Polri dinilai terlambat terapkan restoratif justice

Perubahan penanganan perkara UU ITE di Polri dianggap multitafsir. 

Mabes Polri, DKI Jakarta. Google Maps/Aditya Wicaksono

Polri tengah melakukan perubahan strategi penanganan kasus. Perkara tindak pidana dengan pasal sangkaan Undang-Undang Nomor 19 Tahun 2016 tentang Informasi dan Transaksi Elektronik (UU ITE), salah satunya, dan kini mengedepankan pendekatan dengan menitikberatkan keadilan dan keseimbangan antara korban dan pelaku (restorative justice).

Pakar hukum pidana Universitas Trisakti, Abdul Fickar Hadjar, berpandangan, penerapan restorative justice oleh Polri terbilang terlambat.
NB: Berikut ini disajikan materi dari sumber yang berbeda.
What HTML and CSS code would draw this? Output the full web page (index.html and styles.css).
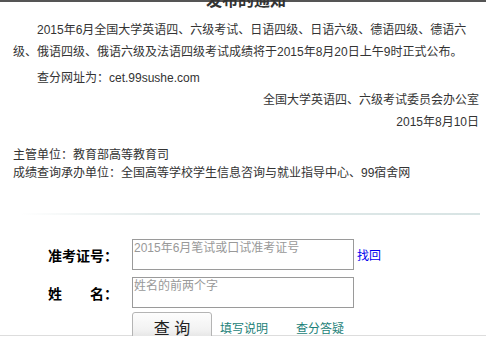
FILE: index.html
```html
<!DOCTYPE html>
<html lang="zh-CN">
<head>
    <meta charset="UTF-8">
    <meta name="viewport" content="width=device-width, initial-scale=1.0">
    <title>全国大学英语四、六级考试成绩查询</title>
    <link rel="stylesheet" href="styles.css">
</head>
<body>
    <div class="topbar"></div>
    <div class="notice">
        <h3 class="title">关于2015年6月全国大学英语四、六级考试成绩<br>发布的通知</h3>
        <p class="para first">2015年6月全国大学英语四、六级考试、日语四级、日语六级、德语四级、德语六级、俄语四级、俄语六级及法语四级考试成绩将于2015年8月20日上午9时正式公布。</p>
        <p class="para">查分网址为：cet.99sushe.com</p>
        <p class="sign">全国大学英语四、六级考试委员会办公室</p>
        <p class="sign">2015年8月10日</p>
        <div class="units">
            <p>主管单位：教育部高等教育司</p>
            <p>成绩查询承办单位：全国高等学校学生信息咨询与就业指导中心、99宿舍网</p>
        </div>
    </div>
    <div class="divider"></div>
    <form class="query" onsubmit="return false">
        <div class="row">
            <label class="label" for="zkzh">准考证号：</label>
            <input type="text" id="zkzh" class="field" placeholder="2015年6月笔试或口试准考证号">
            <a class="link-blue" href="#">找回</a>
        </div>
        <div class="row">
            <label class="label" for="xm">姓&emsp;&emsp;名：</label>
            <input type="text" id="xm" class="field" placeholder="姓名的前两个字">
        </div>
        <div class="row actions">
            <button type="submit" class="btn">查 询</button>
            <a class="link-teal" href="#">填写说明</a>
            <a class="link-teal" href="#">查分答疑</a>
        </div>
    </form>
    <div class="bottomline"></div>
</body>
</html>
```

FILE: styles.css
```css
body {
    margin: 0;
    font-family: "Liberation Sans", "Noto Sans CJK SC", sans-serif;
    font-size: 12px;
    color: #333;
    background: #fff;
    overflow: hidden;
}
.topbar {
    height: 2px;
    background-color: #555;
}
.notice {
    padding: 0 7px 0 13px;
}
.title {
    margin: -37px 0 6px;
    font-size: 16px;
    line-height: 24px;
    font-weight: bold;
    text-align: center;
    color: #333;
}
.notice p {
    margin: 0;
}
.para {
    line-height: 22px;
    text-indent: 2em;
}
.para.first {
    margin-bottom: 4px;
}
.sign {
    line-height: 22px;
    text-align: right;
}
.sign:first-of-type {
    margin-top: 2px;
}
.units {
    margin-top: 13px;
    line-height: 18px;
}
.divider {
    height: 2px;
    margin: 31px 6px 0 20px;
    background: linear-gradient(to right, #fff, #e2eaea 30%, #d8e4e4);
}
.query {
    margin: 24px 0 0;
    padding-left: 48px;
}
.row {
    display: flex;
    align-items: center;
    margin-bottom: 7px;
}
.label {
    width: 70px;
    margin-right: 14px;
    font-size: 14px;
    font-weight: bold;
    color: #000;
    white-space: nowrap;
}
.field {
    box-sizing: border-box;
    width: 222px;
    height: 31px;
    margin: 0;
    padding: 0 1px 14px;
    border: 1px solid #9a9a9a;
    font-family: "Liberation Sans", "Noto Sans CJK SC", sans-serif;
    font-size: 12px;
    line-height: 15px;
    outline: none;
}
.field::placeholder {
    color: #999;
}
.link-blue {
    margin-left: 3px;
    color: #0000ee;
    text-decoration: none;
}
.actions {
    margin: -3px 0 0 84px;
}
.btn {
    box-sizing: border-box;
    width: 80px;
    height: 30px;
    padding: 0;
    border: 1px solid #b4b4b4;
    border-radius: 3px;
    background: linear-gradient(#fdfdfd, #f2f2f2 60%, #dedede);
    font-family: "Liberation Sans", "Noto Sans CJK SC", sans-serif;
    font-size: 16px;
    color: #222;
    cursor: pointer;
}
.link-teal {
    margin-left: 8px;
    margin-right: 20px;
    color: #1b7f78;
    text-decoration: none;
}
.link-teal + .link-teal {
    margin-left: 8px;
}
.bottomline {
    height: 1px;
    margin-top: -7px;
    background-color: #ddd;
}
```
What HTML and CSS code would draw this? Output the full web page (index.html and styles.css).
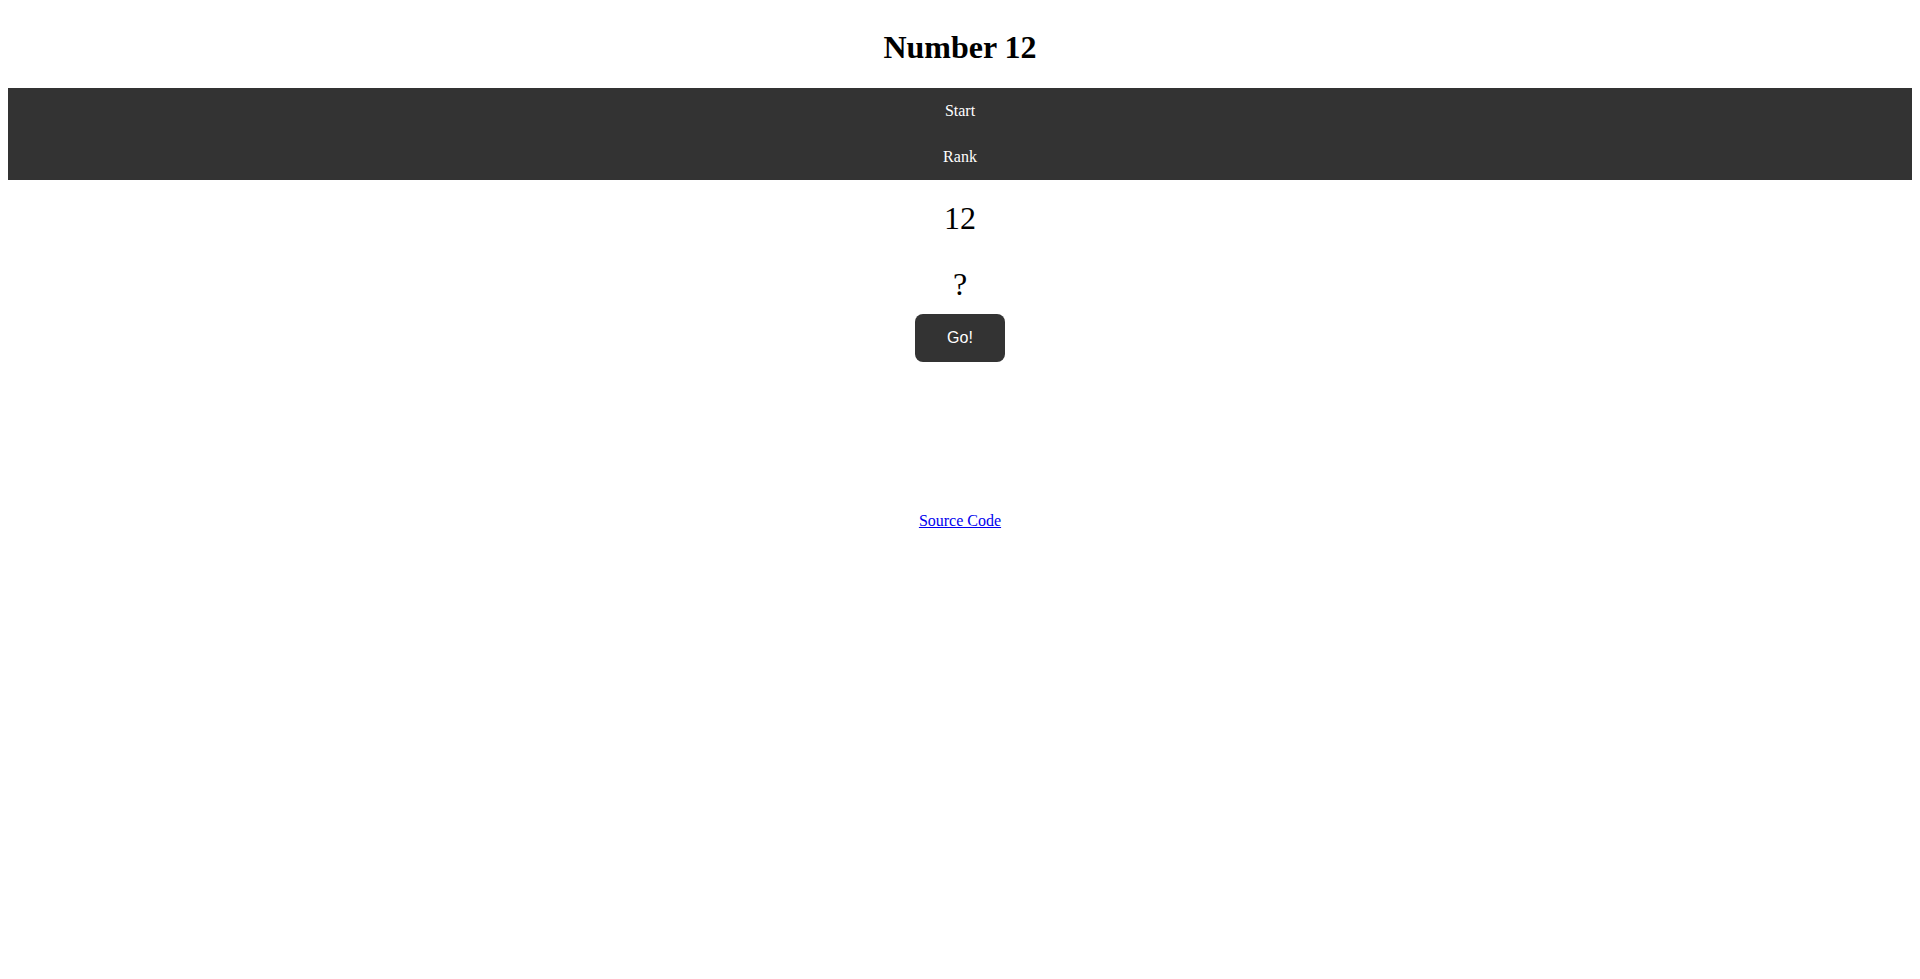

Jika dibandingkan dengan instansi penegak hukum lain, salah satunya Kejaksaan Agung (Kejagung), sebanyak 224 perkara tidak dilanjutkan ke pengadilan karena mengedepankan pendekatan tersebut.

"Ya, karena Polri kemarin-kemarin itu pendekatannya positivis, terlalu menonjolkan peran penegak hukumnya," katanya kepada Alinea, Kamis (25/2).

Meski demikian, Fickar berpandangan, penanganan perkara UU ITE berdasarkan Surat Edaran (SE) Kapolri tersebut akan memberikan efek besar dalam penegakan hukum ke depan. Namun, ada multitafsir mengenai jenis perkara yang dapat diproses dengan menggunakan sistem mediasi.

"Ini yang multitafsir. Seharusnya pasal ini diubah deliknya menjadi delik materiil, artinya permusuhan antarindividu atau golongan masyarakat berdasar SARA harus sudah terjadi. Kalau tidak rawan menjadi eksesif ditafsirkan semaunya," ucapnya.